Discussions of just-in-time practices also raise concerns about supply-chain resilience. Critics warn that extreme lean approaches can leave firms vulnerable to disruptions. Supporters respond that a balanced mix of lean methods with well-planned contingencies—such as diversified supplier bases, strategic stock at critical nodes, and responsive logistics networks—can preserve both OTD and resilience. See Just-in-time manufacturing and Supply chain management for deeper treatments of these tensions.

Policy and infrastructure considerations

Public policy plays a role in enabling high OTD through investments in infrastructure (ports, roads, rail, digital networks) and rules that promote efficient commerce, predictable customs processing, and reliable electricity and telecommunications. Efficient government permitting, clear regulations for logistics operations, and fair competition help ensure that private-sector efforts to improve OTD are not thwarted by unnecessary frictions. Discussions about how best to reconcile speed, safety, and environmental concerns continue to shape policy debates in economies that rely heavily on global and regional logistics networks. See Infrastructure and Public policy for related topics.

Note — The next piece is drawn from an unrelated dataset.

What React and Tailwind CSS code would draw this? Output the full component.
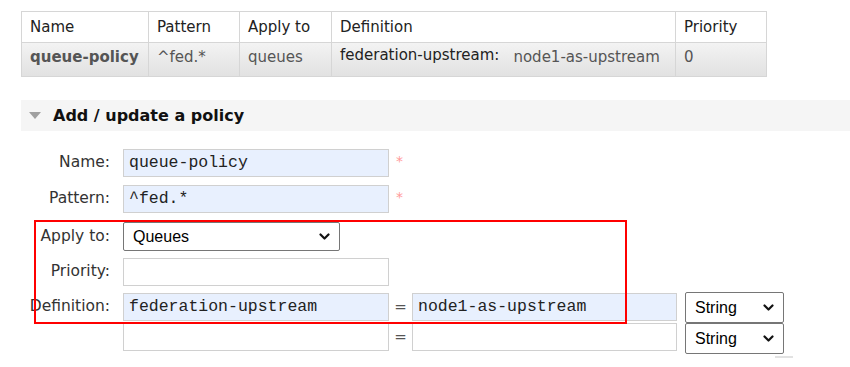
import React from 'react';

const sans = "font-['DejaVu_Sans',Verdana,sans-serif]";
const mono = "font-['Liberation_Mono','Courier_New',monospace]";
const arial = "font-['Liberation_Sans',Arial,sans-serif]";

function Chevron() {
  return (
    <svg width="11" height="8" viewBox="0 0 11 8" className="shrink-0">
      <path d="M1.5 1.5 L5.5 5.5 L9.5 1.5" fill="none" stroke="#111" strokeWidth="2.2" strokeLinecap="round" strokeLinejoin="round" />
    </svg>
  );
}

function FakeSelect({ value, className }) {
  return (
    <div className={`flex items-center justify-between border border-[#767676] rounded-[2px] bg-white pl-[9px] pr-[9px] ${arial} text-[16px] text-black ${className}`}>
      <span>{value}</span>
      <Chevron />
    </div>
  );
}

function TextBox({ value = '', filled = false, className = '' }) {
  return (
    <div className={`h-[28px] border border-[#d0d0d0] flex items-center pl-[5px] ${mono} text-[16.5px] text-[#222] ${filled ? 'bg-[#e8f0fe]' : 'bg-white'} ${className}`}>
      {value}
    </div>
  );
}

function Label({ children }) {
  return <div className={`w-[110px] text-right text-[15.5px] text-[#333] ${sans} whitespace-nowrap`}>{children}</div>;
}

export default function App() {
  const th = 'border border-[#d6d6d6] text-left font-normal px-[8px] h-[31px] align-middle bg-white text-[#222]';
  const td = 'border border-[#d6d6d6] px-[8px] h-[34px] align-top pt-[3px] text-[#555]';

  return (
    <div className={`relative w-[850px] h-[367px] overflow-hidden bg-white ${sans}`}>
      <div className="pt-[11px] pl-[21px]">
        <table className="border-collapse text-[15px] w-[746px]">
          <thead>
            <tr>
              <th className={`${th} w-[127px]`}>Name</th>
              <th className={`${th} w-[91px]`}>Pattern</th>
              <th className={`${th} w-[92px]`}>Apply to</th>
              <th className={`${th} w-[344px]`}>Definition</th>
              <th className={th}>Priority</th>
            </tr>
          </thead>
          <tbody className="bg-linear-to-b from-[#f3f3f3] to-[#e1e1e1]">
            <tr>
              <td className={`${td} font-bold text-[#111]`}>queue-policy</td>
              <td className={td}>^fed.*</td>
              <td className={td}>queues</td>
              <td className={td}>
                <div className="flex items-start">
                  <span className="text-[#222] -mt-[2px]">federation-upstream:</span>
                  <span className="ml-[14px]">node1-as-upstream</span>
                </div>
              </td>
              <td className={td}>0</td>
            </tr>
          </tbody>
        </table>
      </div>

      <div className="mt-[23px] ml-[21px] h-[31px] bg-[#f5f5f5] flex items-center">
        <svg width="12" height="7" viewBox="0 0 12 7" className="ml-[8px]">
          <path d="M0 0 H12 L6 7 Z" fill="#a0a0a0" />
        </svg>
        <span className="ml-[12px] text-[16px] font-bold text-[#111]">Add / update a policy</span>
      </div>

      <div className="mt-[18px] flex flex-col">
        <div className="flex items-center h-[28px] gap-[13px]">
          <Label>Name:</Label>
          <TextBox value="queue-policy" filled className="w-[266px]" />
          <span className="self-start mt-[2px] -ml-[6px] text-[14px] text-[#f99]">*</span>
        </div>
        <div className="flex items-center h-[28px] gap-[13px] mt-[8px]">
          <Label>Pattern:</Label>
          <TextBox value="^fed.*" filled className="w-[266px]" />
          <span className="self-start mt-[2px] -ml-[6px] text-[14px] text-[#f99]">*</span>
        </div>
        <div className="flex items-center h-[29px] gap-[13px] mt-[9px]">
          <Label>Apply to:</Label>
          <FakeSelect value="Queues" className="w-[217px] h-[29px]" />
        </div>
        <div className="flex items-center h-[28px] gap-[13px] mt-[7px]">
          <Label>Priority:</Label>
          <TextBox className="w-[266px]" />
        </div>
        <div className="flex items-start h-[31px] mt-[6px]">
          <div className="h-[28px] mt-[1px] flex items-center">
            <Label>Definition:</Label>
          </div>
          <TextBox value="federation-upstream" filled className="w-[266px] mt-[1px] ml-[13px]" />
          <div className="w-[23px] h-[28px] mt-[1px] flex items-center justify-center text-[15px] text-[#555]">=</div>
          <TextBox value="node1-as-upstream" filled className="w-[265px] mt-[1px]" />
          <FakeSelect value="String" className="w-[99px] h-[31px] ml-[8px]" />
        </div>
        <div className="flex items-start h-[31px]">
          <div className="w-[110px]" />
          <TextBox className="w-[266px] ml-[13px]" />
          <div className="w-[23px] h-[28px] flex items-center justify-center text-[15px] text-[#555]">=</div>
          <TextBox className="w-[265px]" />
          <FakeSelect value="String" className="w-[99px] h-[31px] ml-[8px]" />
        </div>
        <div className="ml-[775px] mt-[2px] w-[18px] h-[2px] bg-[#e2e2e2]" />
      </div>

      <div className="absolute left-[34px] top-[220px] w-[593px] h-[104px] border-2 border-[#ff0000] pointer-events-none" />
    </div>
  );
}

In the policy arena, debates often touch on how to balance investment in transportation capacity with incentives for private sector innovation. A practical stance for improving OTD is to support targeted infrastructure upgrades, streamlined trade procedures, and interoperable data standards that give carriers and shippers real-time visibility without creating compliance burdens that slow execution. See Trade procedure and Digital logistics for related concepts.